Bengali: The Language That Dreamt a Nation
Of all Indian languages, Bengali stands uniquely at the crossroads of literature, nationalism, and modern revolution. Emerging through Magadhi Prakrit and Apabhramsa, the earliest Bengali verses appear in the Charyapadas. During the long arc from the spiritual depths of Ram Prasad’s devotionals to the fiery patriotism of Bankim Chandra Chattopadhyay’s Vande Mataram, Bengali became a rallying voice of India’s fight for freedom. The 19th and 20th centuries elevated Bengali into a powerhouse of humanist and literary thought, home to luminaries like Rabindranath Tagore, who gave India not just its national anthem, Jana Gana Mana, but also a Nobel Prize-winning literary legacy.
Safeguarding the Future Through the Past
The Ministry of Education and the Central Institute of Indian Languages (CIIL) have established specialised centres to promote and preserve classical languages. These include the Central Institute of Classical Tamil in Chennai and centres for classical Kannada, Telugu, Odia, and Malayalam. Through digitisation, academic research, publication support, translations, and developing digital libraries, these institutions ensure that classical languages remain accessible to scholars and the public.

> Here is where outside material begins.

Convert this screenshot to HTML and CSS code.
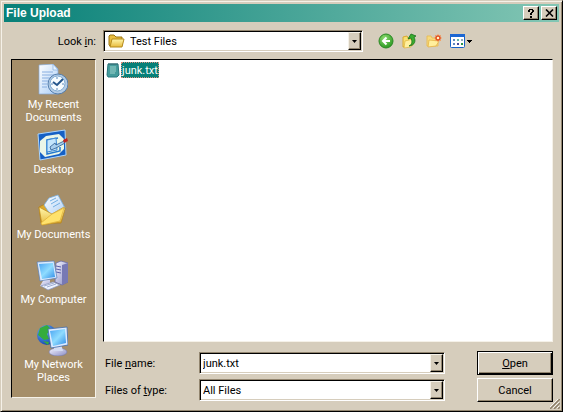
FILE: index.html
```html
<!DOCTYPE html>
<html lang="en">
<head>
<meta charset="utf-8">
<title>File Upload</title>
<link rel="stylesheet" href="styles.css">
</head>
<body>
<svg class="defs" aria-hidden="true">
  <defs>
    <linearGradient id="blue" x1="0" y1="0" x2="1" y2="1"><stop offset="0" stop-color="#4aa4f2"/><stop offset=".5" stop-color="#8fdcff"/><stop offset="1" stop-color="#2f8be6"/></linearGradient>
    <linearGradient id="gold" x1="0" y1="0" x2="0" y2="1"><stop offset="0" stop-color="#fff6ac"/><stop offset="1" stop-color="#e8bb3c"/></linearGradient>
    <linearGradient id="paper" x1="0" y1="0" x2="1" y2="1"><stop offset="0" stop-color="#ffffff"/><stop offset="1" stop-color="#a9cdf5"/></linearGradient>
    <linearGradient id="grey" x1="0" y1="0" x2="1" y2="1"><stop offset="0" stop-color="#f4f4ff"/><stop offset="1" stop-color="#8a8dc4"/></linearGradient>
    <radialGradient id="green" cx=".4" cy=".3" r=".7"><stop offset="0" stop-color="#8fdc70"/><stop offset="1" stop-color="#2d9a22"/></radialGradient>
    <radialGradient id="globe" cx=".35" cy=".3" r=".8"><stop offset="0" stop-color="#6cb4ff"/><stop offset="1" stop-color="#0a3ba8"/></radialGradient>
  </defs>
</svg>
<main class="dialog">
  <header class="titlebar">
    <h1>File Upload</h1>
    <button class="caption" type="button" aria-label="Help"><svg width="8" height="9" viewBox="0 0 8 9"><path d="M1 2V1h1V0h4v1h1v2H6v1H5v2H3V4h1V3h1V1H3v2H1zM3 7h2v2H3z"/></svg></button>
    <button class="caption close" type="button" aria-label="Close"><svg width="9" height="8" viewBox="0 0 9 8"><path d="M1 0.5L8 7.5M8 0.5L1 7.5" stroke="#000" stroke-width="1.6"/></svg></button>
  </header>
  <div class="toolbar">
    <label for="look">Look <u>i</u>n:</label>
    <div class="combo look">
      <svg class="folder" width="17" height="16" viewBox="0 0 17 16"><path d="M1 12V3l1-1h4l2 2h6v9H2z" fill="#e9bd3f" stroke="#9c7614"/><path d="M4 6h12l-2 8H2z" fill="url(#gold)" stroke="#b58b1d"/></svg>
      <select id="look"><option>Test Files</option></select><span class="drop"></span>
    </div>
    <div class="tools">
      <button type="button" aria-label="Back"><svg width="16" height="16" viewBox="0 0 16 16"><circle cx="8" cy="8" r="7" fill="url(#green)" stroke="#2b8824"/><path d="M12 8H5M8.500 4.500L5 8l3.500 3.500" fill="none" stroke="#fff" stroke-width="2"/></svg></button>
      <button type="button" aria-label="Up one level"><svg width="16" height="16" viewBox="0 0 16 16"><path d="M1 14V4l4-1 1 2 5-1v8z" fill="#f7df72" stroke="#d9a931"/><path d="M3 8l8-2-2 8-7 1z" fill="#fff0a0" stroke="#dfb33c" stroke-width=".7"/><path d="M7 13c4-2 3-5 2-8L6 6l3-5 5 2-2 1c2 4 1 8-5 9z" fill="#39ad2f" stroke="#17711b" stroke-width=".8"/></svg></button>
      <button type="button" aria-label="Create new folder"><svg width="16" height="16" viewBox="0 0 16 16"><path d="M1 13V3h4l1 2h6v8z" fill="#f7da7c" stroke="#e8bd5b"/><path d="M3 7l10 1-3 5-8 1z" fill="#ffef9d" stroke="#e5b448" stroke-width=".8"/><path d="M12 1v8M8 5h8M9 2l6 6M15 2L9 8" stroke="#f3a366"/><circle cx="12" cy="5" r="2" fill="#fff3c8" stroke="#e4501e" stroke-width="1.500"/></svg></button>
      <button type="button" aria-label="View menu"><svg width="24" height="16" viewBox="0 0 24 16"><rect x=".5" y="1.500" width="14" height="13" rx="1" fill="#fff" stroke="#1762c7"/><path d="M0 1h15v3H0z" fill="#1c67d3"/><path d="M3 6h2v2H3zM3 10h2v2H3z" fill="#6189bf"/><path d="M7 6h2v2H7z" fill="#62b5a5"/><path d="M7 10h2v2H7z" fill="#4a4b9c"/><path d="M11 6h2v2h-2z" fill="#8da9bc"/><path d="M11 10h2v2h-2z" fill="#299447"/><path d="M17 7h5v1h-1v1h-1v1h-1V9h-1V8h-1z"/></svg></button>
    </div>
  </div>
  <div class="content">
    <nav class="places">
      <a href="#recent"><svg width="32" height="32" viewBox="0 0 32 32"><path d="M3 1l14-1 5 5v25H3z" fill="url(#paper)" stroke="#86abd9" stroke-width=".7"/><path d="M17 0v6h5z" fill="#e8f4ff" stroke="#7ba4d6" stroke-width=".6"/><path d="M6 8h11M6 11h12M6 14h8M6 17h6M6 20h5M6 23h5" stroke="#88aee0"/><circle cx="22" cy="20" r="10" fill="#b4cce5" stroke="#557fad"/><circle cx="21.500" cy="19.500" r="7.500" fill="#f6fcff" stroke="#7eaad2"/><path d="M27 15l-6 6-4-3" fill="none" stroke="#25568c" stroke-width="2"/><path d="M21 13v2M21 24v2M15 20h2M26 20h2" stroke="#5d89ba"/></svg><span>My Recent Documents</span></a>
      <a href="#desktop"><svg width="32" height="32" viewBox="0 0 32 32"><path d="M2 5l27-4 1 25-26 5z" fill="#1560c5" stroke="#a9d5ff"/><path d="M10 7l13-2 5 5v10l-5 5-14 3-5-5V12z" fill="#eaf6e8"/><path d="M22 9L11 11v14l13-3v-4" fill="none" stroke="#2479cf" stroke-width="1.500"/><path d="M11 11l9-2 1 12-10 2z" fill="#c3e5fc" stroke="#3c8ad8"/><path d="M14 18l5-4 1 2 8-4 1 2-9 5-5 2z" fill="#a8cfee" stroke="#28588d" stroke-width=".8"/><path d="M27 11l4-2 1 3-4 2z" fill="#bf2722"/></svg><span>Desktop</span></a>
      <a href="#documents"><svg width="32" height="32" viewBox="0 0 32 32"><path d="M3 13l6-3 3 3 17 1-4 15H5z" fill="#dda92d" stroke="#b58012" stroke-width=".7"/><path d="M13 4l9-3 7 13-13 9-8-12z" fill="url(#paper)" stroke="#78aedf" stroke-width=".8"/><path d="M14 7l6-3M15 10l7-4M17 13l7-4" stroke="#72afe4"/><path d="M3 13l13 7 12-7 1 2-4 13-19 3z" fill="url(#gold)" stroke="#bb8b20" stroke-width=".7"/><path d="M5 29l11-9 12-6-4 13-18 4z" fill="#ffe26c" stroke="#dbac34" stroke-width=".7"/></svg><span>My Documents</span></a>
      <a href="#computer"><svg width="32" height="32" viewBox="0 0 32 32"><path d="M20 4l5-2 7 2v19l-6 3-7-3z" fill="url(#grey)" stroke="#6769a6" stroke-width=".8"/><path d="M26 6v20l6-3V4z" fill="#7779b4"/><path d="M20 7l5 1M20 10l5 1M20 13l5 1" stroke="#5b62a9"/><path d="M8 20l6 1v4l6 1-4 4-12-3z" fill="url(#grey)"/><path d="M1 3l17-1 3 17-17 3z" fill="#d9e9fd" stroke="#567cb8" stroke-width=".7"/><path d="M3 5l14-1 2 14-13 2z" fill="url(#blue)"/><path d="M5 27l12-4 7 3-12 5z" fill="#edf3ff" stroke="#8795bd" stroke-width=".7"/><path d="M8 27l10-3M11 28l9-3" stroke="#9facd0"/></svg><span>My Computer</span></a>
      <a href="#network"><svg width="32" height="32" viewBox="0 0 32 32"><circle cx="11" cy="11" r="10" fill="url(#globe)"/><path d="M4 4l7-3 4 4-4 5 2 5-5 1-6-5zM7 17l6 1-1 3z" fill="#35ac3c"/><ellipse cx="22" cy="28" rx="9" ry="4" fill="url(#grey)" stroke="#777aa9" stroke-width=".6"/><path d="M18 21l7-1 2 7h-9z" fill="#d4dcf2"/><path d="M12 5l19-2 1 18-17 3z" fill="#dceaff" stroke="#426ca9" stroke-width=".8"/><path d="M14 7l15-2 1 14-13 3z" fill="url(#blue)"/></svg><span>My Network Places</span></a>
    </nav>
    <section class="browser">
      <ul class="files">
        <li><svg width="14" height="16" viewBox="1 0 14 16"><path d="M3 2h10l1 11-2 2H3l-1-2z" fill="#449b9b" stroke="#28777d"/><path d="M5 5h6M5 7h6M5 9h6M5 11h5" stroke="#9ed1cb"/><path d="M4 1v2M6 1v2M8 1v2M10 1v2M12 1v2" stroke="#3a6d75"/></svg><button type="button" class="file">junk.txt</button></li>
      </ul>
      <form class="fields">
        <label for="name">File <u>n</u>ame:</label>
        <div class="combo"><input id="name" type="text" value="junk.txt"><button class="drop" type="button" aria-label="Show names"></button></div>
        <button class="action default" type="button"><u>O</u>pen</button>
        <label for="type">Files of <u>t</u>ype:</label>
        <div class="combo"><select id="type"><option>All Files</option></select><span class="drop"></span></div>
        <button class="action" type="button">Cancel</button>
      </form>
    </section>
  </div>
  <svg class="grip" width="10" height="10" viewBox="0 0 10 10" aria-hidden="true"><path d="M0 10L10 0M4 10l6-6M8 10l2-2" stroke="#8e8069" stroke-width="1.500"/><path d="M-1 9L9-1M3 9l6-6M7 9l2-2" stroke="#fff" stroke-width=".8"/></svg>
</main>
</body>
</html>
```
FILE: styles.css
```css
* { box-sizing: border-box; }

body {
  margin: 0;
  background: #d6cdbc;
  color: #000;
  font: 11px/13px Roboto, "Liberation Sans", sans-serif;
}

button, input, select { font: inherit; color: inherit; }
button { padding: 0; }
svg { flex: none; }
.defs { position: absolute; width: 0; height: 0; }

.dialog {
  position: relative;
  display: flex;
  flex-direction: column;
  min-height: 100vh;
  padding: 3px 3px 9px;
  border: 1px solid;
  border-color: #d6cdbc #000 #000 #d6cdbc;
  box-shadow: inset 1px 1px #f5f1e8, inset -1px -1px #92856f;
}

.titlebar {
  display: flex;
  align-items: center;
  height: 18px;
  padding: 0 2px;
  background: linear-gradient(90deg, #078078, #83c6b4);
}

.titlebar h1 {
  flex: 1;
  margin: 0;
  color: #fff;
  font: bold 12px/18px "Liberation Sans", sans-serif;
}

.caption {
  display: grid;
  place-items: center;
  width: 16px;
  height: 14px;
  border: 1px solid;
  border-color: #fff #000 #000 #fff;
  background: #d6cdbc;
  box-shadow: inset -1px -1px #92856f;
}

.close { margin-left: 2px; }

.toolbar {
  display: flex;
  align-items: center;
  gap: 7px;
  padding: 8px 6px 0 7px;
}

.toolbar label { width: 85px; text-align: right; }

.combo {
  position: relative;
  display: flex;
  height: 22px;
  min-width: 0;
  padding: 1px;
  background: #fff;
  border: 1px solid;
  border-color: #92856f #fff #fff #92856f;
  box-shadow: inset 1px 1px #000, inset -1px -1px #d6cdbc;
}

.look { flex: 0 1 260px; }
.folder { position: absolute; left: 4px; top: 2px; }

.combo input, .combo select {
  flex: 1;
  width: 100%;
  min-width: 0;
  padding: 0 18px 0 2px;
  border: 0;
  outline: 0;
  background: transparent;
  appearance: none;
}

.look select { padding-left: 25px; }

.drop {
  position: absolute;
  top: 1px;
  right: 1px;
  bottom: 1px;
  width: 13px;
  border: 1px solid;
  border-color: #f5f1e8 #000 #000 #f5f1e8;
  background: #d6cdbc;
  box-shadow: inset -1px -1px #92856f;
  pointer-events: none;
}

.drop::after {
  content: "";
  position: absolute;
  left: 3px;
  top: 7px;
  width: 5px;
  height: 3px;
  background: #000;
  clip-path: polygon(0 0, 100% 0, 50% 100%);
}

.tools { display: flex; gap: 8px; margin-left: 8px; }
.tools button { display: block; height: 16px; border: 0; background: none; }
.tools svg { display: block; }

.content {
  flex: 1;
  display: grid;
  grid-template-columns: 85px minmax(0, 1fr);
  gap: 7px;
  padding: 7px 6px 0 7px;
}

.places {
  display: flex;
  flex-direction: column;
  margin-bottom: 4px;
  padding-top: 4px;
  background: #a58e69;
  border: 1px solid;
  border-color: #000 #f5f1e8 #f5f1e8 #000;
}

.places a {
  display: flex;
  flex-direction: column;
  align-items: center;
  gap: 2px;
  height: 65px;
  color: #fff;
  text-align: center;
  text-decoration: none;
}

.places svg { margin-right: 4px; }
.places span { max-width: 76px; }

.browser { display: flex; flex-direction: column; gap: 9px; }

.files {
  flex: 1;
  margin: 0;
  padding: 2px;
  list-style: none;
  background: #fff;
  border: 1px solid;
  border-color: #000 #f5f1e8 #f5f1e8 #000;
}

.files li { display: flex; align-items: center; gap: 1px; }

.file {
  height: 16px;
  padding: 0;
  border: 1px dotted #d99080;
  background: #078078;
  color: #fff;
}

.fields {
  display: grid;
  grid-template-columns: 96px minmax(0, 1fr) 76px;
  align-items: center;
  gap: 3px 0;
  margin: 0;
}

.fields label { padding-left: 2px; }
.fields .combo { margin-right: 32px; }

.action {
  height: 24px;
  border: 1px solid;
  border-color: #fff #000 #000 #fff;
  background: #d6cdbc;
  box-shadow: inset -1px -1px #92856f;
}

.default {
  border-color: #000;
  box-shadow: inset 1px 1px #fff, inset -1px -1px #000, inset -2px -2px #92856f;
}

.grip { position: absolute; right: 2px; bottom: 2px; }
```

Under programs like ‘Virasat Bhi, Vikas Bhi’ (Heritage and Progress), India’s resurgence as a cultural powerhouse finds resonance in linguistic preservation. These classical languages do not merely reflect the past—they write the future of a confident, culturally rooted, and linguistically diverse Bharat.
Language does more than communicate—it remembers. India’s classical languages reflect a shared memory of learning, art, and human emotion built across centuries. By honouring and preserving them, India is not just reasserting its heritage but also its identity as a civilisation of seekers, thinkers, and storytellers.
These eleven languages are now guardians of a past that still speaks—whenever a student opens a palm-leaf manuscript, a scholar chants an ancient hymn, or a poet rhymes in a tongue older than time itself.